Description of the task: Exactly as written, quote every line that follows, skipping the images.

·····

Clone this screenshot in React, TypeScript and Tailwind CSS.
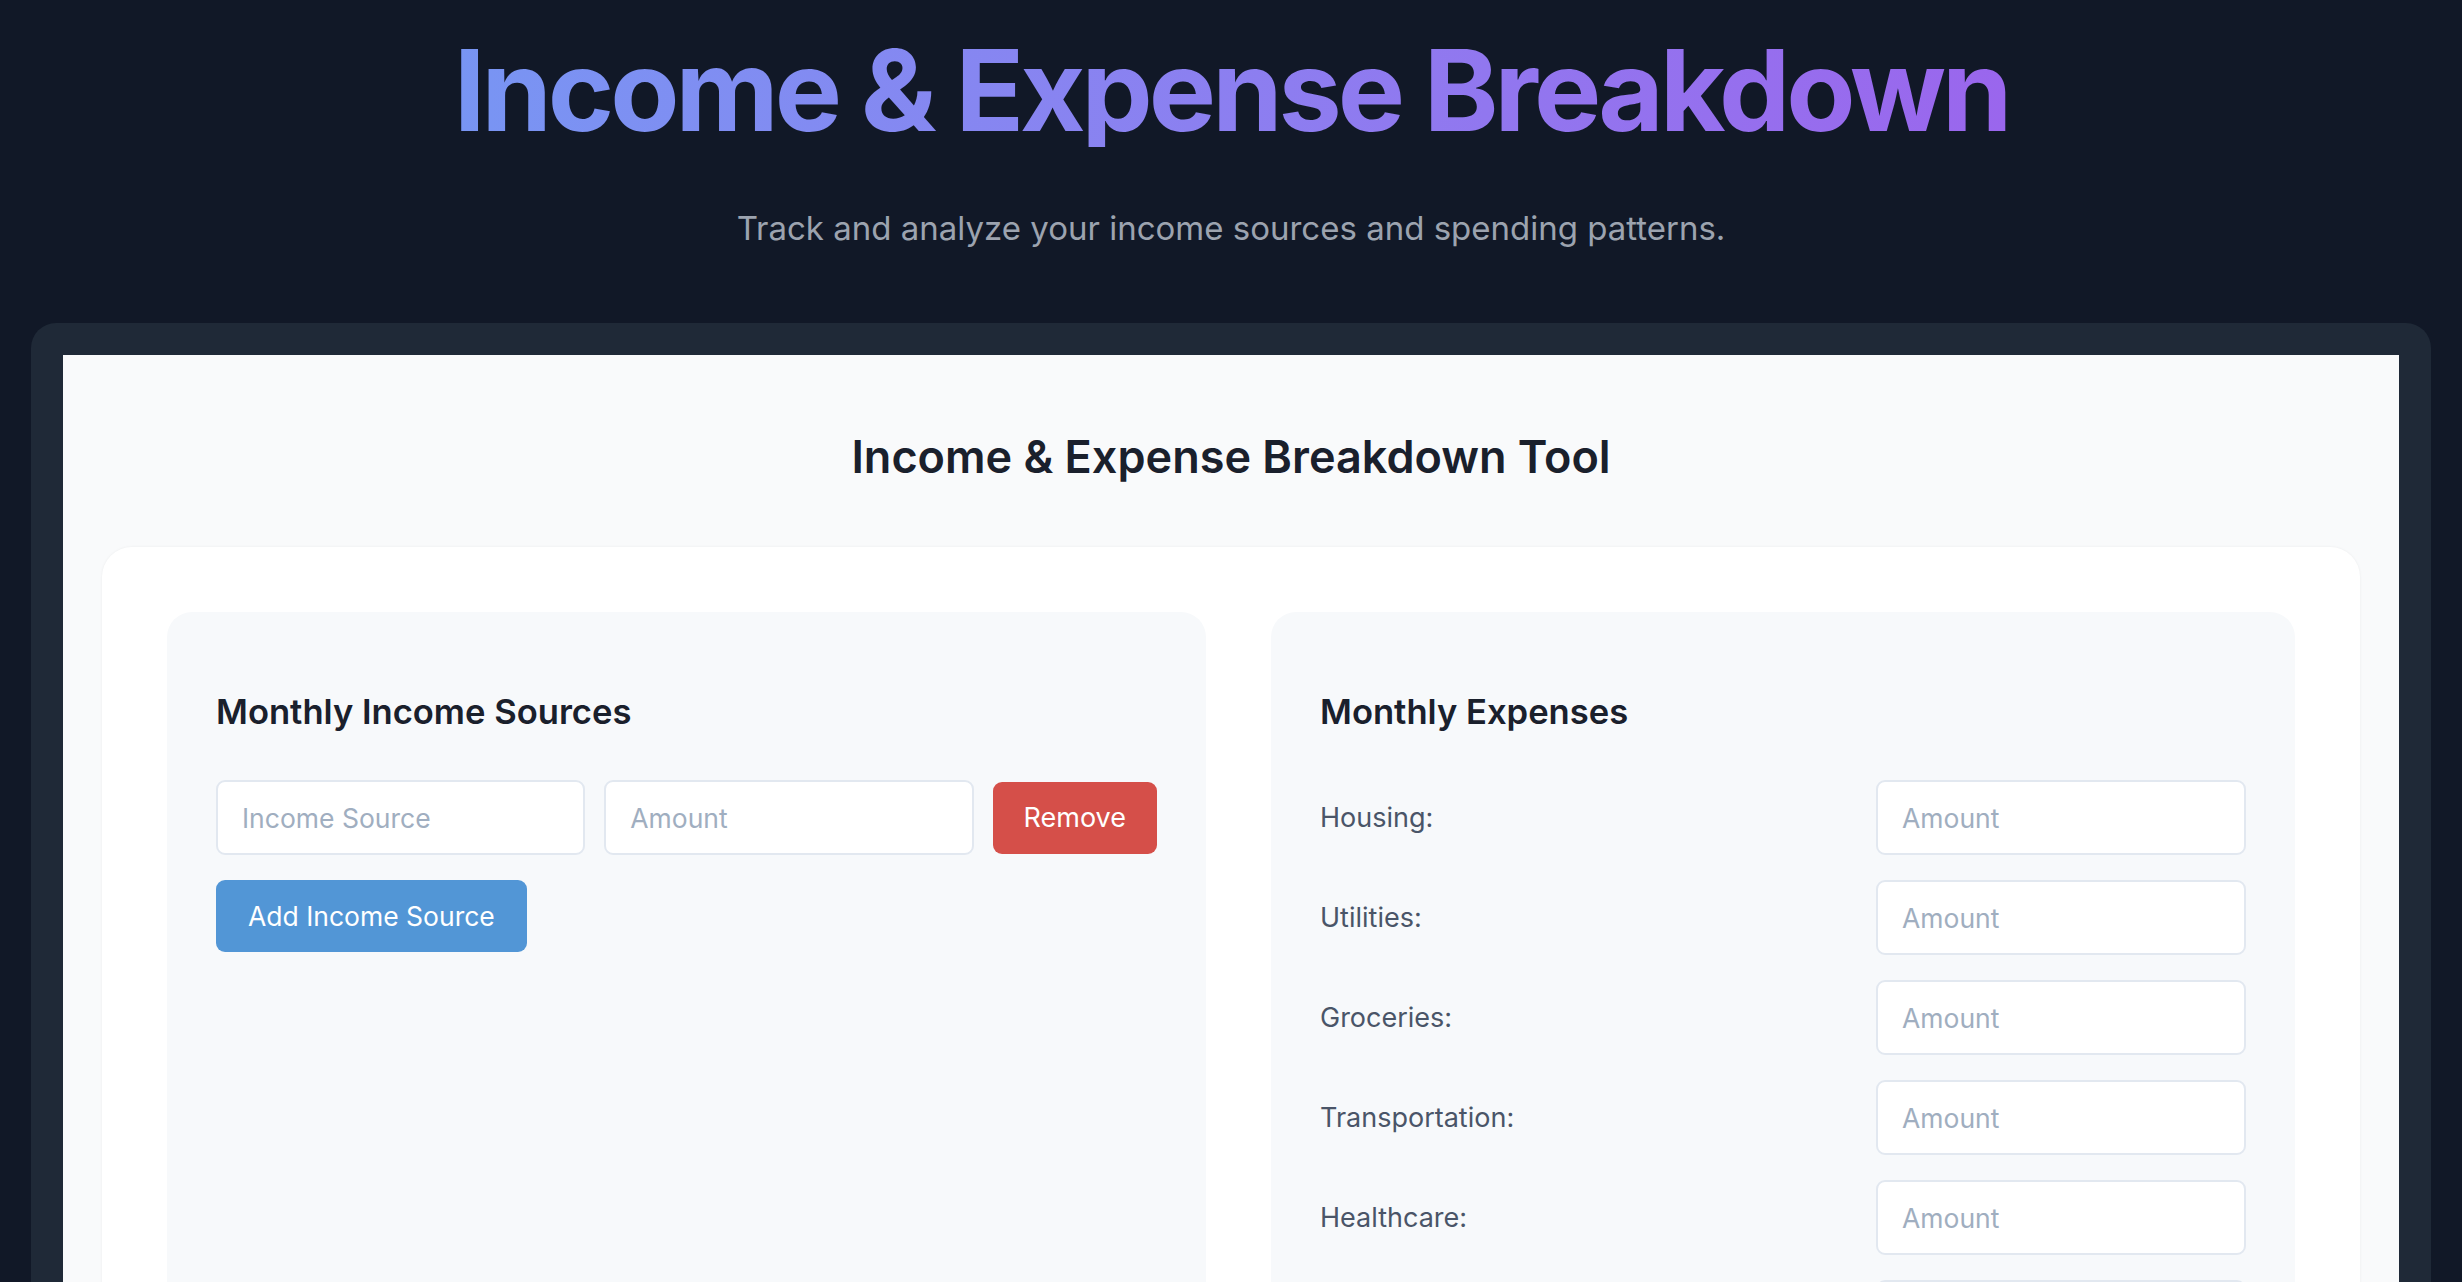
import { useState } from 'react'

interface IncomeSource {
  id: number
  name: string
  amount: string
}

const expenseCategories = [
  'Housing',
  'Utilities',
  'Groceries',
  'Transportation',
  'Healthcare',
  'Entertainment',
  'Other',
]

function IncomePanel() {
  const [sources, setSources] = useState<IncomeSource[]>([
    { id: 1, name: '', amount: '' },
  ])

  const addSource = () =>
    setSources([...sources, { id: Date.now(), name: '', amount: '' }])

  const removeSource = (id: number) =>
    setSources(sources.filter((s) => s.id !== id))

  return (
    <div className="rounded-[25px] bg-[#f7f9fb] px-[49px] pt-[77px] pb-[49px]">
      <h2 className="text-[34.6px] leading-[1.3] font-semibold text-[#1a202c]">
        Monthly Income Sources
      </h2>
      <div className="mt-[47px] flex flex-col gap-[25px]">
        {sources.map((s) => (
          <div key={s.id} className="flex items-center gap-[19px]">
            <input
              type="text"
              placeholder="Income Source"
              defaultValue={s.name}
              className="h-[75px] min-w-0 flex-1 rounded-[9px] border-2 border-[#e2e8f0] bg-white px-[24px] text-[26.5px] text-[#2d3748] outline-none placeholder:text-[#a0aec0]"
            />
            <input
              type="number"
              placeholder="Amount"
              defaultValue={s.amount}
              className="h-[75px] min-w-0 flex-1 rounded-[9px] border-2 border-[#e2e8f0] bg-white px-[24px] text-[26.5px] text-[#2d3748] outline-none placeholder:text-[#a0aec0]"
            />
            <button
              onClick={() => removeSource(s.id)}
              className="h-[72px] rounded-[9px] bg-[#d54f49] px-[31px] text-[27px] text-white"
            >
              Remove
            </button>
          </div>
        ))}
      </div>
      <button
        onClick={addSource}
        className="mt-[25px] h-[72px] rounded-[9px] bg-[#5296d6] px-[32px] text-[26.5px] text-white"
      >
        Add Income Source
      </button>
    </div>
  )
}

function ExpensePanel() {
  return (
    <div className="rounded-[25px] bg-[#f7f9fb] px-[49px] pt-[77px] pb-[49px]">
      <h2 className="text-[34.6px] leading-[1.3] font-semibold text-[#1a202c]">
        Monthly Expenses
      </h2>
      <div className="mt-[47px] flex flex-col gap-[25px]">
        {expenseCategories.map((cat) => (
          <div key={cat} className="flex items-center justify-between">
            <label className="text-[27px] text-[#4a5568]">{cat}:</label>
            <input
              type="number"
              placeholder="Amount"
              className="h-[75px] w-[370px] rounded-[9px] border-2 border-[#e2e8f0] bg-white px-[24px] text-[26.5px] text-[#2d3748] outline-none placeholder:text-[#a0aec0]"
            />
          </div>
        ))}
      </div>
    </div>
  )
}

export default function App() {
  return (
    <div className="min-h-screen bg-[#111827] pb-[32px] font-['Inter',sans-serif]">
      <header className="flex flex-col items-center pt-[34px]">
        <h1 className="inline-block bg-gradient-to-r from-[#7895f3] to-[#9a66ed] bg-clip-text text-[113px] leading-none font-bold tracking-[-4px] text-transparent">
          Income &amp; Expense Breakdown
        </h1>
        <p className="mt-[57px] text-[33px] leading-[1.5] text-[#9ca3af]">
          Track and analyze your income sources and spending patterns.
        </p>
      </header>

      <main className="mx-[31px] mt-[69px] rounded-[25px] bg-[#1f2937] p-[32px]">
        <div className="bg-[#f9fafb] px-[39px] pt-[75px] pb-[39px]">
          <h2 className="text-center text-[45px] leading-[1.2] font-semibold text-[#1a202c]">
            Income &amp; Expense Breakdown Tool
          </h2>
          <div className="mt-[63px] rounded-[30px] bg-white p-[65px] shadow-[0_0_3px_rgba(0,0,0,0.06)]">
            <div className="grid grid-cols-[1039px_1fr] gap-[65px]">
              <IncomePanel />
              <ExpensePanel />
            </div>
          </div>
        </div>
      </main>
    </div>
  )
}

·····

Task answer:
Clone this screenshot in React, TypeScript and Tailwind CSS.
import { useState } from 'react'

interface IncomeSource {
  id: number
  name: string
  amount: string
}

const expenseCategories = [
  'Housing',
  'Utilities',
  'Groceries',
  'Transportation',
  'Healthcare',
  'Entertainment',
  'Other',
]

function IncomePanel() {
  const [sources, setSources] = useState<IncomeSource[]>([
    { id: 1, name: '', amount: '' },
  ])

  const addSource = () =>
    setSources([...sources, { id: Date.now(), name: '', amount: '' }])

  const removeSource = (id: number) =>
    setSources(sources.filter((s) => s.id !== id))

  return (
    <div className="rounded-[25px] bg-[#f7f9fb] px-[49px] pt-[77px] pb-[49px]">
      <h2 className="text-[34.6px] leading-[1.3] font-semibold text-[#1a202c]">
        Monthly Income Sources
      </h2>
      <div className="mt-[47px] flex flex-col gap-[25px]">
        {sources.map((s) => (
          <div key={s.id} className="flex items-center gap-[19px]">
            <input
              type="text"
              placeholder="Income Source"
              defaultValue={s.name}
              className="h-[75px] min-w-0 flex-1 rounded-[9px] border-2 border-[#e2e8f0] bg-white px-[24px] text-[26.5px] text-[#2d3748] outline-none placeholder:text-[#a0aec0]"
            />
            <input
              type="number"
              placeholder="Amount"
              defaultValue={s.amount}
              className="h-[75px] min-w-0 flex-1 rounded-[9px] border-2 border-[#e2e8f0] bg-white px-[24px] text-[26.5px] text-[#2d3748] outline-none placeholder:text-[#a0aec0]"
            />
            <button
              onClick={() => removeSource(s.id)}
              className="h-[72px] rounded-[9px] bg-[#d54f49] px-[31px] text-[27px] text-white"
            >
              Remove
            </button>
          </div>
        ))}
      </div>
      <button
        onClick={addSource}
        className="mt-[25px] h-[72px] rounded-[9px] bg-[#5296d6] px-[32px] text-[26.5px] text-white"
      >
        Add Income Source
      </button>
    </div>
  )
}

function ExpensePanel() {
  return (
    <div className="rounded-[25px] bg-[#f7f9fb] px-[49px] pt-[77px] pb-[49px]">
      <h2 className="text-[34.6px] leading-[1.3] font-semibold text-[#1a202c]">
        Monthly Expenses
      </h2>
      <div className="mt-[47px] flex flex-col gap-[25px]">
        {expenseCategories.map((cat) => (
          <div key={cat} className="flex items-center justify-between">
            <label className="text-[27px] text-[#4a5568]">{cat}:</label>
            <input
              type="number"
              placeholder="Amount"
              className="h-[75px] w-[370px] rounded-[9px] border-2 border-[#e2e8f0] bg-white px-[24px] text-[26.5px] text-[#2d3748] outline-none placeholder:text-[#a0aec0]"
            />
          </div>
        ))}
      </div>
    </div>
  )
}

export default function App() {
  return (
    <div className="min-h-screen bg-[#111827] pb-[32px] font-['Inter',sans-serif]">
      <header className="flex flex-col items-center pt-[34px]">
        <h1 className="inline-block bg-gradient-to-r from-[#7895f3] to-[#9a66ed] bg-clip-text text-[113px] leading-none font-bold tracking-[-4px] text-transparent">
          Income &amp; Expense Breakdown
        </h1>
        <p className="mt-[57px] text-[33px] leading-[1.5] text-[#9ca3af]">
          Track and analyze your income sources and spending patterns.
        </p>
      </header>

      <main className="mx-[31px] mt-[69px] rounded-[25px] bg-[#1f2937] p-[32px]">
        <div className="bg-[#f9fafb] px-[39px] pt-[75px] pb-[39px]">
          <h2 className="text-center text-[45px] leading-[1.2] font-semibold text-[#1a202c]">
            Income &amp; Expense Breakdown Tool
          </h2>
          <div className="mt-[63px] rounded-[30px] bg-white p-[65px] shadow-[0_0_3px_rgba(0,0,0,0.06)]">
            <div className="grid grid-cols-[1039px_1fr] gap-[65px]">
              <IncomePanel />
              <ExpensePanel />
            </div>
          </div>
        </div>
      </main>
    </div>
  )
}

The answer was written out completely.